In Omaha, Nebraska, Durant dines with some ranchers, one of which is a woman whom he proposes building a commercial railroad terminus on her land. As a representative of Crédit Mobilier, he offers $100 per acre to prevent the railroad from claiming eminent domain. At the bar, he is joined by Sean, who slips him an envelope stuffed with money and the Union Pacific telegraph routing code. Durant can now eavesdrop on Cullen. Sensing Sean's unease, Durant assures him that he's not doing anything wrong. At Hell on Wheels, Louise is cornered by a large, drunk worker, who forces himself on her. She slashes his face with a razor and he strikes her.

The next day, Elam and Dick have breakfast together. Cullen arrives and instructs them to ride out and order the Mormons off their land. At the Hatch farm, Dick approaches the boarded-up house. He hears Hatch yell that, again, the family isn't leaving. Dick is shot in the stomach. Elam drags him away and rides back to town with him draped over the horse. Elam tells Cullen he doesn't know who fired the shot. Eva declares Dick has no chance of surviving. Dick asks to see Elam's baby. declaring her beautiful as Elam had described. Dick dies and Cullen places his police badge on Elam's vest. Elam says he didn't want the job in this manner.

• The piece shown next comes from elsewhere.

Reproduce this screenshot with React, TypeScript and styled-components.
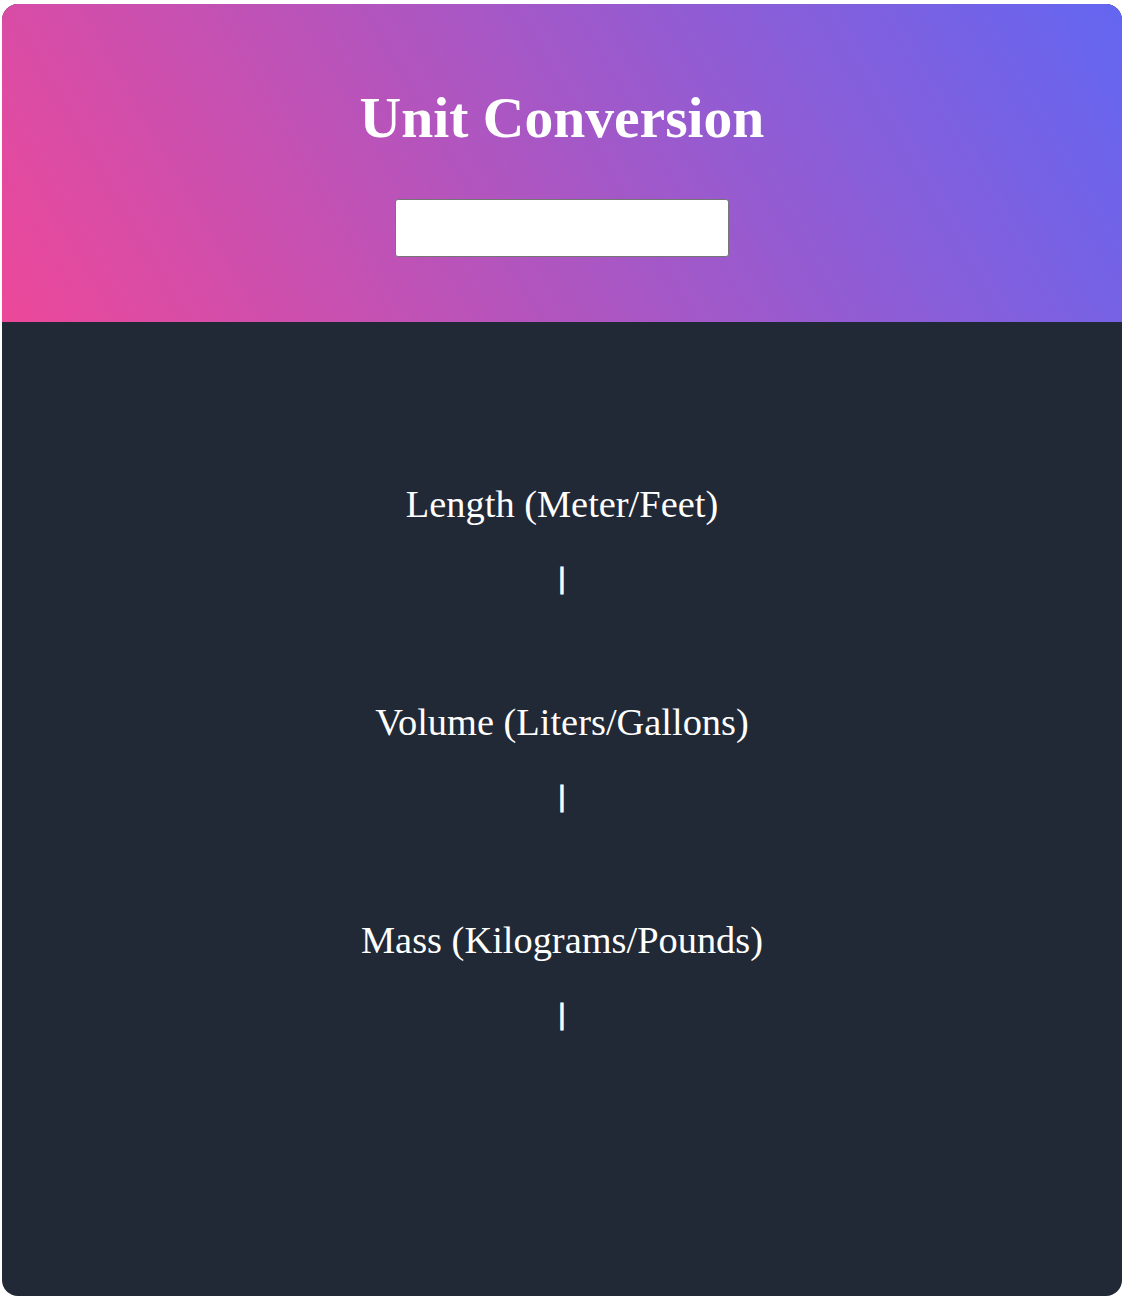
import React, { useState } from "react";
import styled, { createGlobalStyle } from "styled-components";

const Global = createGlobalStyle`
  html, body { margin: 0; padding: 0; background: #ffffff; }
  body { font-family: "Liberation Serif", "Times New Roman", serif; }
`;

const Card = styled.div`
  margin: 4px 2px;
  height: 1292px;
  border-radius: 16px;
  overflow: hidden;
  background: #212936;
  display: flex;
  flex-direction: column;
`;

const Header = styled.header`
  background: linear-gradient(60deg, #ec4899, #6366f1);
  padding: 82px 20px 65px;
  display: flex;
  flex-direction: column;
  align-items: center;
`;

const Title = styled.h1`
  margin: 0;
  color: #ffffff;
  font-size: 57.6px;
  font-weight: 700;
  line-height: 64px;
`;

const Input = styled.input`
  margin-top: 49px;
  width: 334px;
  height: 58px;
  box-sizing: border-box;
  border: 1px solid #767676;
  border-radius: 3px;
  background: #ffffff;
  font-family: "Liberation Serif", serif;
  font-size: 24px;
  padding: 0 8px;
  outline: none;
`;

const Body = styled.main`
  flex: 1;
  padding-top: 160px;
  display: flex;
  flex-direction: column;
  align-items: center;
  gap: 106px;
`;

const Section = styled.section`
  display: flex;
  flex-direction: column;
  align-items: center;
  gap: 36px;
  color: #ffffff;
`;

const Label = styled.div`
  font-size: 38.4px;
  line-height: 44px;
`;

const Value = styled.div`
  font-size: 28.8px;
  font-weight: 700;
  line-height: 32px;
  -webkit-text-stroke: 1.2px #ffffff;
`;

const units = [
  { label: "Length (Meter/Feet)" },
  { label: "Volume (Liters/Gallons)" },
  { label: "Mass (Kilograms/Pounds)" },
];

export default function App() {
  const [value, setValue] = useState("");
  return (
    <>
      <Global />
      <Card>
        <Header>
          <Title>Unit Conversion</Title>
          <Input
            type="number"
            value={value}
            onChange={(e) => setValue(e.target.value)}
          />
        </Header>
        <Body>
          {units.map((u) => (
            <Section key={u.label}>
              <Label>{u.label}</Label>
              <Value>|</Value>
            </Section>
          ))}
        </Body>
      </Card>
    </>
  );
}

Cullen, Elam, Louise and a cavalry arrive at the farm with a writ of execution. Hatch and his two sons approach the railroad group with weapons. Cullen tells Hatch that he must be accountable for the murder. After Hatch insists his family will not survive without him, Cullen assures him they'll be taken to a Mormon settlement. Hatch grabs his eldest son, Jeb (Ben Sullivan), and says the boy killed Dick. A reluctant Jeb agrees with his father and is hanged as his family watches. Hatch tells Cullen that he now owes him a life. Cullen rides off and stakes the property for the railroad. Later, Louise composes her newspaper story, writing that the railroad business has always involved unscrupulous and corrupt people, neither of whom Cullen Bohannon seems to be.

== Production ==
In an August 2013 interview, Anson Mount (Cullen Bohannon) discussed the scene with the seemingly young daughter (Siobhan Williams, who is actually 23) in the barn: "The network almost made us cut that [sex] scene out, and we fought for it to stay in. I'm not interested in pure, untainted heroes, just like I'm not that interested in strength. I'm interested in weakness, and I'm interested in what makes somebody human. Just because somebody's had their heart broken doesn't mean that they don't get a hard on every now and then. Okay. It's just realistic. He's out there alone. The only thing he's seen is whores, and half of 'em have syphilis. What's he gonna do?" He added, "The reason the sex is so important in that scene is that he has to hang her brother the next day and he doesn't even question it. He has to get on with the railroad. The law is the law. It makes the killing of that boy much more difficult, but he does it. We also had a scene in that episode in which I was reading to her little sister before she went to bed. We didn't have room for it, unfortunately, but that's the kind of stuff that we were trying to set up to make that ending so much more difficult."

== Reception ==
=== Ratings ===
Seen as the second hour of the third season's premiere, "Eminent Domain" was watched by 2.49 million viewers and received a 0.5 rating among viewers aged 18–49, an increase from the second season's premiere and double the network's Saturday prime time average.

=== Critical reception ===
The A.V. Clubs Alasdair Wilkins gave the episode a B− grade, stating "There's certainly some promise in this apparent new direction; if nothing else, the show seems to be more directly about railroads than it ever was in the first two seasons."